Comment Cynthia B. — February 24, 2006 @ 7:24 am
Some people are working on Willie Nelson. Robert Redford is another I would think of. Interesting about Christine Brinkley - we use guineas at our place to keep down the ticks and other bugs. Very effective. NAIS would stop this sort of thing. Guineas roam and you would be for ever making event reports to the government about them.
So, who knows some celebrities and how to contact them?
Comment walterj — February 24, 2006 @ 8:14 am
Cynthia B. check out this site. You will have to skip through a few ads to get to the story.
Comment Sharon — February 24, 2006 @ 8:16 am
Thanks, Sharon. There does appear to be a number of celebs who own livestock and would be affected. Finding their contact numbers/addresses is the key. Hopefully, someone here will have some luck with that.I’ve been trying myself.
Comment Cynthia B. — February 24, 2006 @ 10:35 am
My local paper did the editorial at the bottom of the page on the following link.
http://www.thenewsobserver.com/opinions.html
It was the third one they’ve done since I informed our editor of the NAIS. I would have given you a link for the first two, but our paper didn’t put them online. The reporter who interviewed me is still saying it is for commercial producers only and they did not print my letter to the editor in today’s edition correcting that assumption, because the reporter listened to the cattle industry guy instead of what I told him in our interview. At least he’s doing the articles.I have referred him to this website so I hope he will read further. So many people just don’t have their facts straight so Walter, I thank you for having such a comprehensive website!
Comment Cynthia B. — February 24, 2006 @ 11:32 am
Our state is resisting the NAIS.
Feels like some dumb movie.
Resiste the borg!
Comment Marcus MD — March 8, 2006 @ 9:46 am
Good news!

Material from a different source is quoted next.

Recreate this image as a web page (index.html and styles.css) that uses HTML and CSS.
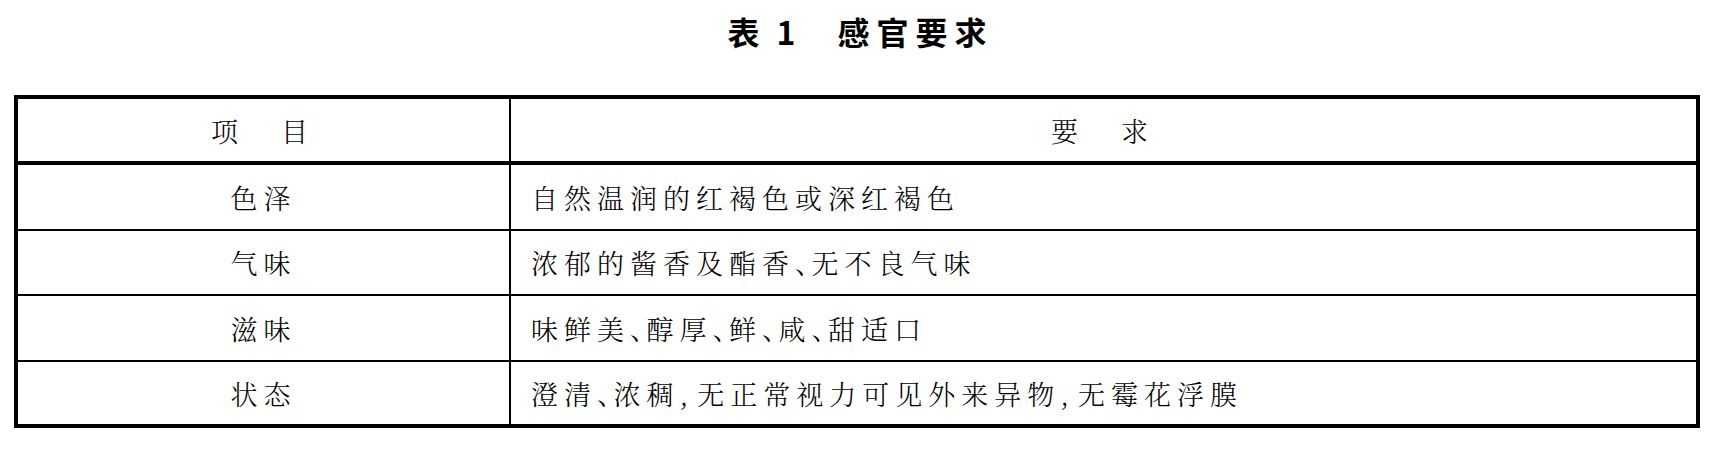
FILE: index.html
```html
<!DOCTYPE html>
<html lang="zh-CN">
<head>
<meta charset="utf-8">
<title>表 1 感官要求</title>
<link rel="stylesheet" href="styles.css">
</head>
<body>
<div class="page">
  <h1 class="title"><span class="t-no">表<span class="t-sp"></span>1</span><span class="t-name">感官要求</span></h1>
  <div class="table">
    <div class="row head">
      <div class="cell c1 hd">项　目</div>
      <div class="cell c2 hd center">要　求</div>
    </div>
    <div class="row r1">
      <div class="cell c1">色泽</div>
      <div class="cell c2">自然温润的红褐色或深红褐色</div>
    </div>
    <div class="row r2">
      <div class="cell c1">气味</div>
      <div class="cell c2">浓郁的酱香及酯香<span class="dun">、</span>无不良气味</div>
    </div>
    <div class="row r3">
      <div class="cell c1">滋味</div>
      <div class="cell c2">味鲜美<span class="dun">、</span>醇厚<span class="dun">、</span>鲜<span class="dun">、</span>咸<span class="dun">、</span>甜适口</div>
    </div>
    <div class="row r4">
      <div class="cell c1">状态</div>
      <div class="cell c2">澄清<span class="dun">、</span>浓稠<span class="cm">,</span>无正常视力可见外来异物<span class="cm">,</span>无霉花浮膜</div>
    </div>
  </div>
</div>
</body>
</html>
```
FILE: styles.css
```css
html, body {
  margin: 0;
  padding: 0;
  background: #fff;
}

.page {
  width: 1686px;
  margin-left: 14px;
  color: #000;
}

.title {
  margin: 0;
  height: 95px;
  box-sizing: border-box;
  padding-top: 13px;
  text-align: center;
  font-family: "Noto Sans CJK SC", "Noto Sans", sans-serif;
  font-size: 32px;
  line-height: 36px;
  font-weight: 700;
}

.t-no {
  letter-spacing: 0;
}

.t-sp {
  display: inline-block;
  width: 17px;
}

.t-name {
  margin-left: 42px;
  letter-spacing: 7px;
  margin-right: -7px;
}

.table {
  border: 4px solid #000;
  font-family: "Noto Serif CJK SC", "Noto Sans CJK SC", serif;
  font-size: 27px;
  font-weight: 300;
  letter-spacing: 6px;
}

.row {
  display: grid;
  grid-template-columns: 491px 1fr;
}

.head {
  height: 62px;
  border-bottom: 4px solid #000;
}

.r1 { height: 64px; }
.r2, .r3, .r4 {
  border-top: 2px solid #000;
}
.r2 { height: 63px; }
.r3 { height: 64px; }
.r4 { height: 62px; }

.cell {
  display: flex;
  align-items: center;
  white-space: nowrap;
}

.c1 {
  justify-content: center;
}

.c2 {
  border-left: 2px solid #000;
  padding-left: 20px;
}

.c2.center {
  justify-content: center;
  padding-left: 0;
}

.hd {
  letter-spacing: 8px;
}

.dun {
  font-feature-settings: "halt" 1;
  letter-spacing: 3px;
}

.cm {
  letter-spacing: 0;
  margin-right: 9px;
}
```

Radio Free Vermont, a music station, is broadcasting the “Hour of the Time”, beginning Nov. 6th, at 9-11 p.m. EST, on the internet. While Bill Cooper was alive, his shortwave radio program was hugely popular around the world. In a White House memo, Bill Clinton called Bill Cooper the “most dangerous” radio host in America. I actually found this memo in the Federal Register years ago, at the library, and copied it. It is really there. Bill was shot and killed by Eager, Arizona authorities, on Nov. 6, 2001. He is the one who said, “Read everything, believe nothing, unless you can prove it through your own research.” His research and radio program are being carried on by Doyel (correct spelling) Shamley and Robert Houghton. Bill wrote “Behold a Pale Horse” many years ago. Some of you may have heard of it. The program can be heard at:
link
Walter, just one more thing to thank the great state of Vermont for!